The appointment of a Muslim to the head of India’s internal spook agency, the Intelligence Bureau, has caused a bit of a stir. Syed Asif Ibrahim is the first Muslim to head the Bureau, and given that a lot of its work is directed against Islamists of one stripe or another, there is something symbolic in that. Some have seen this as a shrewd political move by the Congress government, since its main opposition is the Hindu nationalist BJP, which (unsurprisingly) doesn’t get on quite so well with India’s 177 million Muslims (it’s good to have a loyal intelligence man on your side ahead of a general election). But others have seen the appointment as a breakthrough for the Muslim community, which remains under-represented in official positions and fares poorly on almost every development indicator.

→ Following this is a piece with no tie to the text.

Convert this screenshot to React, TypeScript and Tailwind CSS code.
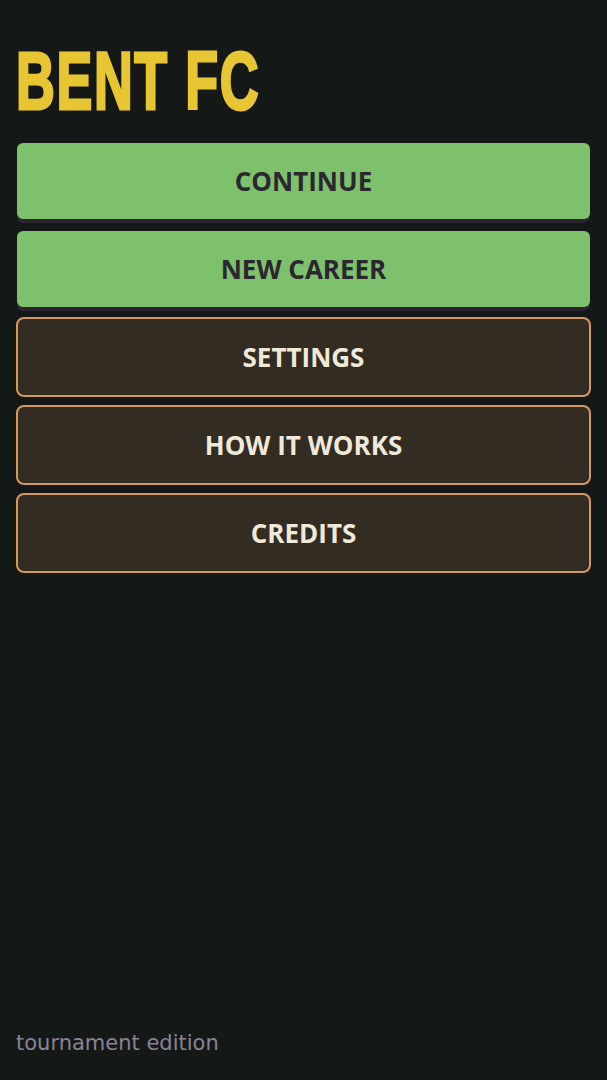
import React from "react";

const primary = ["CONTINUE", "NEW CAREER"];
const secondary = ["SETTINGS", "HOW IT WORKS", "CREDITS"];

const App: React.FC = () => {
  return (
    <div className="flex h-[1080px] w-full flex-col bg-[#141817] px-4">
      {/* Title */}
      <h1 className="mt-10 h-[84px] origin-left scale-x-[0.655] whitespace-nowrap font-['Liberation_Sans',sans-serif] text-[82px] font-bold leading-none tracking-[2.5px] text-[#e8c532] [-webkit-text-stroke:3px_#e8c532]">
        BENT FC
      </h1>

      {/* Menu */}
      <div className="mt-[17px] flex flex-col gap-2 font-['Open_Sans',sans-serif] text-[26px] font-bold">
        {primary.map((label) => (
          <div key={label} className="h-20">
            <button className="mx-px flex h-[76px] w-[calc(100%-2px)] translate-y-[2px] items-center justify-center rounded-md bg-[#7dc16d] text-[#2b2630] shadow-[0_4px_0_#2a2430]">
              {label}
            </button>
          </div>
        ))}
        {secondary.map((label) => (
          <button
            key={label}
            className="flex h-20 w-full items-center justify-center rounded-lg border-2 border-[#d39a5c] bg-[#332c22] text-[#efe9da]"
          >
            {label}
          </button>
        ))}
      </div>

      {/* Footer */}
      <div className="mt-auto pb-[25px] font-['DejaVu_Sans',sans-serif] text-[21px] leading-6 text-[#8a8297]">
        tournament edition
      </div>
    </div>
  );
};

export default App;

I disagree that this marks any kind of significant breaking down of traditional social boundaries. India’s elite no longer faces anything like the prejudice experienced by the country’s poor majority. The equality of castes, religions and genders that was enshrined in India’s constitution has come true for those with enough money to transcend their traditional identities. This has been the case for a long time — look at this example from the 1971 war with Pakistan (from Kapil Komireddi’s excellent article on Pakistan’s nuclear weapons):

None of the men who were leading India’s forces at the time were Hindu. India’s air marshal was a Muslim (Idris Latif); the commander of its ground forces in Bangladesh was a Sikh (JS Aurora); the chief of the armed forces was a Parsi (Sam Manekshaw); and the strategist who planned the capture of Dhaka was Jewish (JFR Jacob).

A similar point can be made about women. India ranked 129th out of 146 countries on the Gender Inequality Index last year. And yet, women are extremely well represented in top positions. The (arguably) most powerful person in the whole country is a woman: Sonia Gandhi, head of the Congress party. The head of the opposition in parliament is female, and women lead some of the most important states: West Bengal, Tamil Nadu and, until recently, Uttar Pradesh.

It is further down the social ladder that discrimination remains a problem. In an almost zero sum world in which hundreds of millions of desperately poor people are competing for minimal resources and scant opportunities, many jealously guard the small social benefits conferred by caste or religion or gender as a way of staying at least marginally ahead of those on the rungs below. These distinctions are often exacerbated by politicians — either intentionally to build a block of guaranteed voters from a certain group, or unintentionally through welfare schemes that are designed to improve the lot of backward groups but which end up hardening those boundaries in the process.

The poor face huge obstacles to advancement primarily as a result of their poor nutrition and education at young ages. Impoverished Muslim communities face even tougher conditions in attempting to break out of their traditionally low status. I haven’t found an extensive bio of the new Intelligence Bureau chief yet — perhaps he worked his way up from the worst of ghettos. I doubt it. In any case, by the time he had made it into the more senior ranks of officialdom, he was already in the rarefied air of the elite – a place where the giddy dreams of India’s founders can actually come true.